Ought to accompanies the main verb go to show preference or obligation, having the same meaning as the modal auxiliary verb should.
“Whose mouths must be stopped, who subvert whole houses, teaching things which they ought not, for filthy lucre’s sake.” –Titus 1:11
In older usage, such as that used in the King James Bible, the entire infinitive phrase may be dropped and understood from the context. In this example from Titus 1:11, the understood meaning is that the people described are teaching things which they ought not to teach, but the context makes the meaning abundantly obvious with or without the presence of the infinitive, making it perfectly acceptable and understandable to leave it out entirely.
Used to is quite quirky. Be used to, get used to, and become used to are main verbs and can be conjugated and have objects of their own.
Earl is still getting used to working night shifts.
Notice that in main verbs, used to does not change, but the preceding verb (be, become, or get) is the one that conjugates. In this example, the object of getting used to is working, which is a gerund. Be careful not to confuse a following gerund as part of the verb phrase.

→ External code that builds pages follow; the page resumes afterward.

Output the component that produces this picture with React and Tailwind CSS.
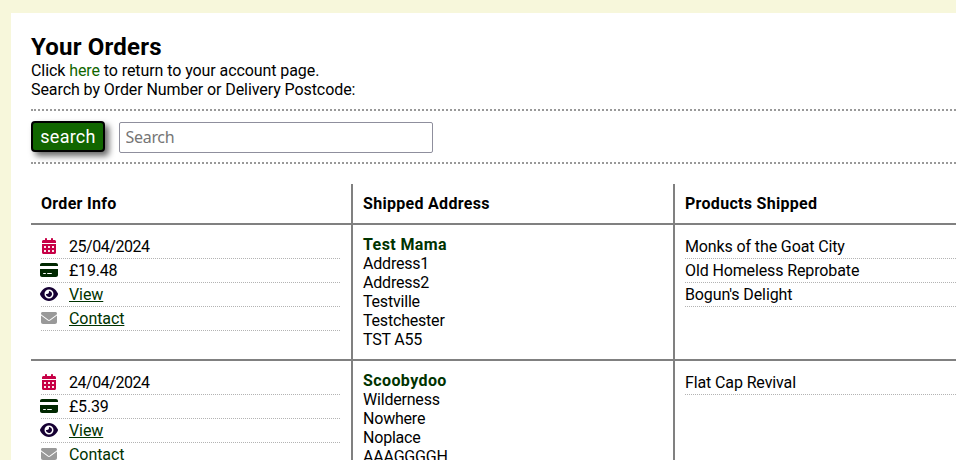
import { FaCalendarDays, FaCreditCard, FaEye, FaEnvelope } from "react-icons/fa6";

const orders = [
  {
    date: "25/04/2024",
    total: "£19.48",
    name: "Test Mama",
    address: ["Address1", "Address2", "Testville", "Testchester", "TST A55"],
    products: ["Monks of the Goat City", "Old Homeless Reprobate", "Bogun's Delight"],
  },
  {
    date: "24/04/2024",
    total: "£5.39",
    name: "Scoobydoo",
    address: ["Wilderness", "Nowhere", "Noplace", "AAAGGGGH", "TST A55"],
    products: ["Flat Cap Revival"],
  },
];

function Item({ icon, children }) {
  return (
    <li className="flex h-6 items-center border-b border-dotted border-[#b3b3b3]">
      {icon && (
        <span className="-ml-0.5 mr-2.5 flex w-5 shrink-0 justify-center self-start pt-[3px]">{icon}</span>
      )}
      <span className="leading-[19px]">{children}</span>
    </li>
  );
}

function Order({ order }) {
  return (
    <div className="grid h-[136px] grid-cols-[322px_322px_1fr] border-t-2 border-[#808080]">
      <ul className="border-r-2 border-[#808080] py-2.5 pr-[11px] pl-2.5">
        <Item icon={<FaCalendarDays className="h-4 w-3.5 text-[#c70046]" />}>
          <span className="tracking-[-0.45px]">{order.date}</span>
        </Item>
        <Item icon={<FaCreditCard className="h-4 w-[18px] text-[#002800]" />}>
          <span className="tracking-[-0.2px]">{order.total}</span>
        </Item>
        <Item icon={<FaEye className="h-4 w-[18px] text-[#160033]" />}>
          <a href="#" className="text-[#003300] underline">View</a>
        </Item>
        <Item icon={<FaEnvelope className="h-4 w-4 text-[#999999]" />}>
          <a href="#" className="text-[#003300] underline">Contact</a>
        </Item>
      </ul>
      <div className="border-r-2 border-[#808080] p-2.5 leading-[19px] tracking-[-0.2px]">
        <p className="font-bold tracking-[0.4px] text-[#003300]">{order.name}</p>
        {order.address.map((line) => (
          <p key={line}>{line}</p>
        ))}
      </div>
      <ul className="p-2.5 pr-0 tracking-[-0.12px]">
        {order.products.map((p) => (
          <Item key={p}>{p}</Item>
        ))}
      </ul>
    </div>
  );
}

export default function App() {
  return (
    <div className="h-[460px] overflow-hidden bg-[#f7f7db] pt-[13px] pl-[11px] font-['Roboto',sans-serif] text-base tracking-[-0.08px] text-black">
      <main className="min-h-[460px] bg-white pt-5 pl-5">
        <h1 className="text-2xl leading-7 font-bold tracking-[0.2px]">Your Orders</h1>
        <p className="leading-[19px]">
          Click <a href="#" className="text-[#116600]">here</a> to return to your account page.
        </p>
        <p className="leading-[19px]">Search by Order Number or Delivery Postcode:</p>
        <form className="mt-2.5 flex h-[55px] items-start border-y-2 border-dotted border-[#999999] pt-2.5">
          <button
            type="button"
            className="h-[31px] w-[74px] rounded-[4px] border-2 border-black bg-[#116600] text-lg leading-none tracking-[0.25px] text-white shadow-[4px_4px_6px_rgba(0,0,0,0.6)]"
          >
            search
          </button>
          <input
            placeholder="Search"
            className="mt-px ml-3.5 h-[31px] w-[314px] rounded-[2px] border border-[#8f8f9d] bg-white px-[5.5px] pb-0.5 font-['Noto_Sans',sans-serif] text-base tracking-[-0.3px] placeholder:text-[#757575]"
          />
        </form>
        <div className="mt-5">
          <div className="grid h-[39px] grid-cols-[322px_322px_1fr] font-bold leading-[19px] tracking-[0.3px]">
            <div className="border-r-2 border-[#808080] p-2.5">Order Info</div>
            <div className="border-r-2 border-[#808080] p-2.5">Shipped Address</div>
            <div className="p-2.5">Products Shipped</div>
          </div>
          {orders.map((o) => (
            <Order key={o.date} order={o} />
          ))}
        </div>
      </main>
    </div>
  );
}
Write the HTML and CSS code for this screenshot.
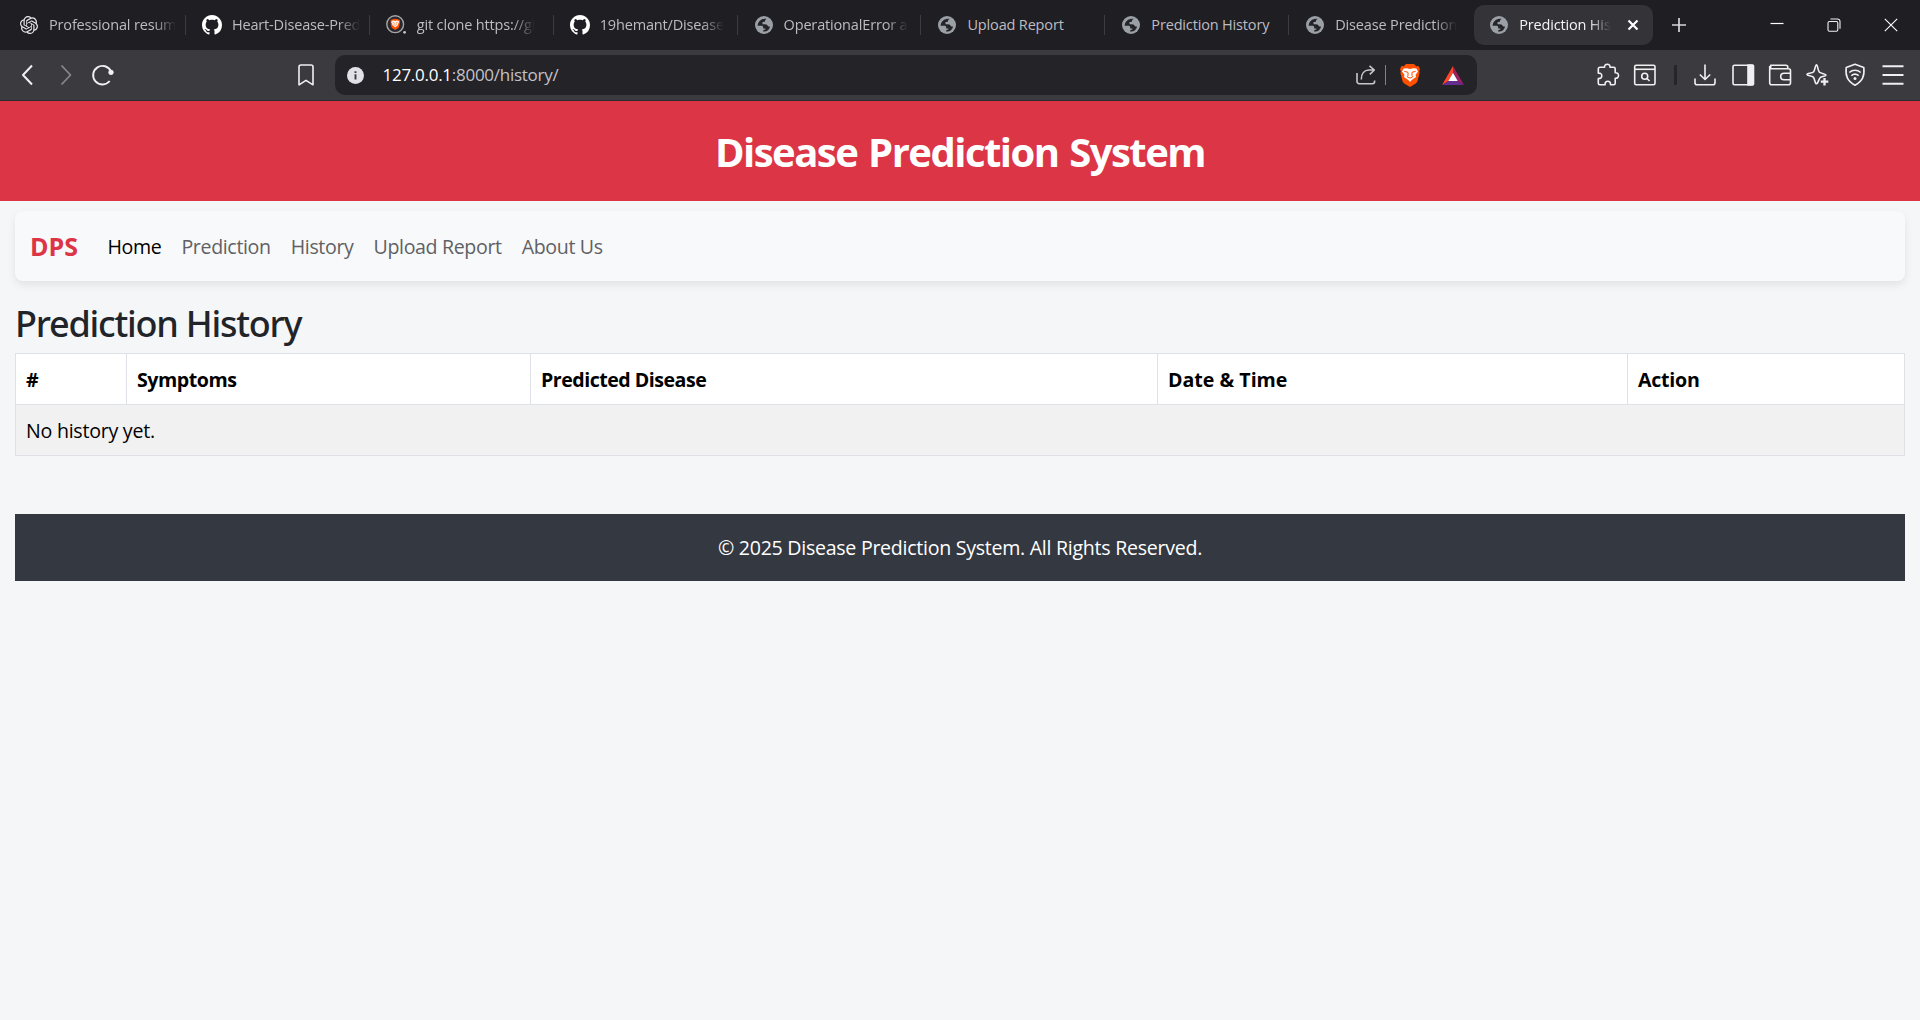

As a semi-modal auxiliary verb used to precedes the base form of another verb.
Tanner used to play football.
Here used to accompanies the main verb play.
Richie did not use to eat his vegetables.
Used to is particularly interesting when forming questions and negative statements. In such cases, the necessary use of the auxiliary verb did creates the past tense, meaning that used to technically becomes use to, although it is not uncommon to see it written as used to anyway.